Sunday, December 06, 2015

Ad Fraud Costing the Industry $8.2bn a Year, Says IAB

The combined cost of ad fraud, ad blocking, pirated content and malvertising is costing the US marketing industry $8.2bn (£5.5bn) a year, according to a new study by the Interactive Advertising Bureau, the first to explore the impact of such problems.
The new study estimates that over half this money is lost due to ‘non-human traffic’ – fake advertising impressions generated by bots that lead to advertisers paying out for messaging that never actually reaches real consumers.
The study, carried out by Ernst & Young and MediaLink for the IAB, found that $4.4bn is lost to this kind of ad fraud, with another $169m spent trying to combat click fraud, bot farms and similar fraudulent tools.

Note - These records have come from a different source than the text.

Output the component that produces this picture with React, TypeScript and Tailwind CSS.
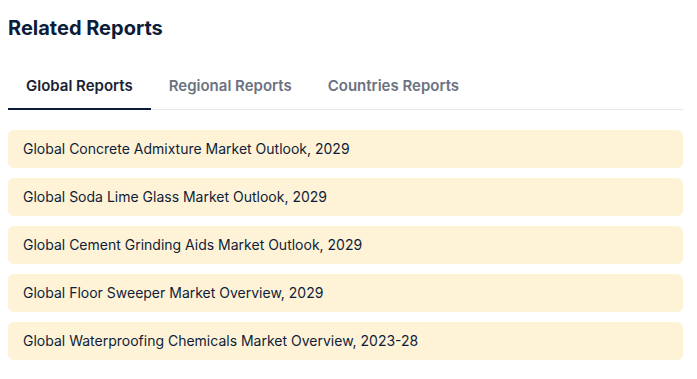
export default function App() {
  const reports = [
    "Global Concrete Admixture Market Outlook, 2029",
    "Global Soda Lime Glass Market Outlook, 2029",
    "Global Cement Grinding Aids Market Outlook, 2029",
    "Global Floor Sweeper Market Overview, 2029",
    "Global Waterproofing Chemicals Market Overview, 2023-28",
  ];
  const tabs = ["Global Reports", "Regional Reports", "Countries Reports"];
  return (
    <div className="w-[697px] h-[379px] bg-white px-2 pt-[14px] pr-[14px]" style={{ fontFamily: "Inter, 'Noto Sans', sans-serif" }}>
      <h2 className="text-[20px] leading-7 font-bold text-[#0b1d3a]">Related Reports</h2>
      <div className="mt-[22px] flex border-b border-[#e5e7eb]">
        {tabs.map((t, i) => (
          <div
            key={t}
            className={
              i === 0
                ? "px-[18px] pt-[11px] pb-[11px] text-[15px] leading-[22px] font-semibold border-b-2 -mb-px border-[#0b1d3a] text-[#1a2233]"
                : "px-[18px] pt-[11px] pb-[11px] text-[15px] leading-[22px] font-semibold border-b-2 -mb-px border-transparent text-[#6b7280]"
            }
          >
            {t}
          </div>
        ))}
      </div>
      <div className="mt-5 flex flex-col gap-[10px]">
        {reports.map((r) => (
          <div key={r} className="bg-[#fef3d7] rounded-md px-[15px] py-[9px] text-[14px] leading-5 text-[#0f1d3a]">
            {r}
          </div>
        ))}
      </div>
    </div>
  );
}
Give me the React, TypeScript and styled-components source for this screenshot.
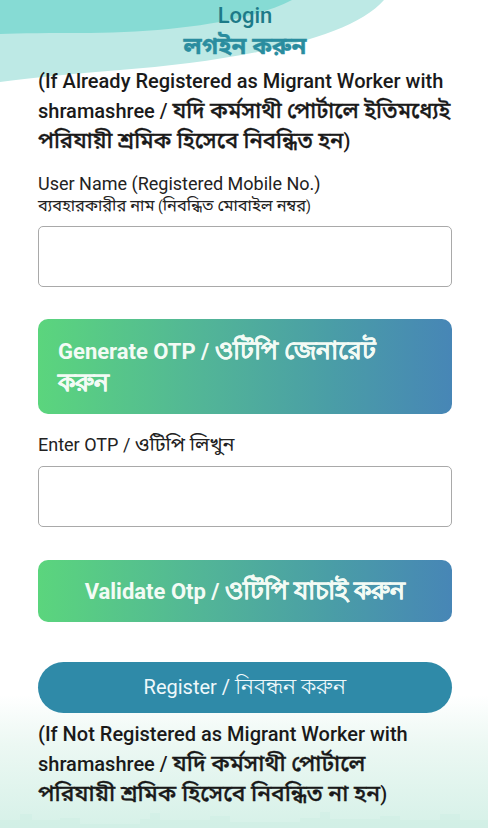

Meanwhile, ‘infringed content’, which includes stolen editorial content, video and music piracy, takes another $2.4bn away from the marketing and media industry. While how much of this content would be paid for if not pirated is difficult to estimate, the IAB suggests that advertising around legitimate content would generate another $456m, while the content itself would earn publishers around $2bn.
Around $33m is spent each year combating pirated content, while a further $48m is lost by subscribers to online streaming services like Hulu, Netflix and HBO Go sharing their passwords with non-subscribers.
Finally, around $1.1bn is lost to malvertising, which includes deceptive downloads and hijacked links, and can lead to computers being infected with a variety of malicious software, viruses and spyware, and even lead to further ad fraud as infected machines are used as bots.
That figure also includes $781m lost when consumers adopt ad-blocking software, which the IAB groups with malvertising because it is often instigated due to security and malware concerns. Lost revenue from blacklisting due to malvertising costs around $57m, while the industry fight back against these issues adds another $17m to the total.
Altogether, the incurred costs of advertising fraud makes up 59 per cent of the cost, or $4.8bn, while lost revenue opportunities drain the remaining 41 per cent, or $3.4bn, from the coffers.
“No other report in the market today captures the full range and scope of the illicit activities identified and quantified in this study,” said Sherrill Mane, senior vice president of research, analytics and measurement at the IAB. “Its findings should mobilise the entire ecosystem to rally around collective solutions that will protect businesses and consumers.”
“Fraud is a big business, not a cottage industry, so we applaud the IAB for their unwavering support and dedication to surfacing these dynamic issues to all constituencies within the advertising community,” said Wenda Harris Millard, president and COO of Medialink. “We must remain wholly focused on bringing this conversation to the forefront and developing systematic ways of eradicating this activity, enabling both publishers and marketers alike to thrive in this new age.”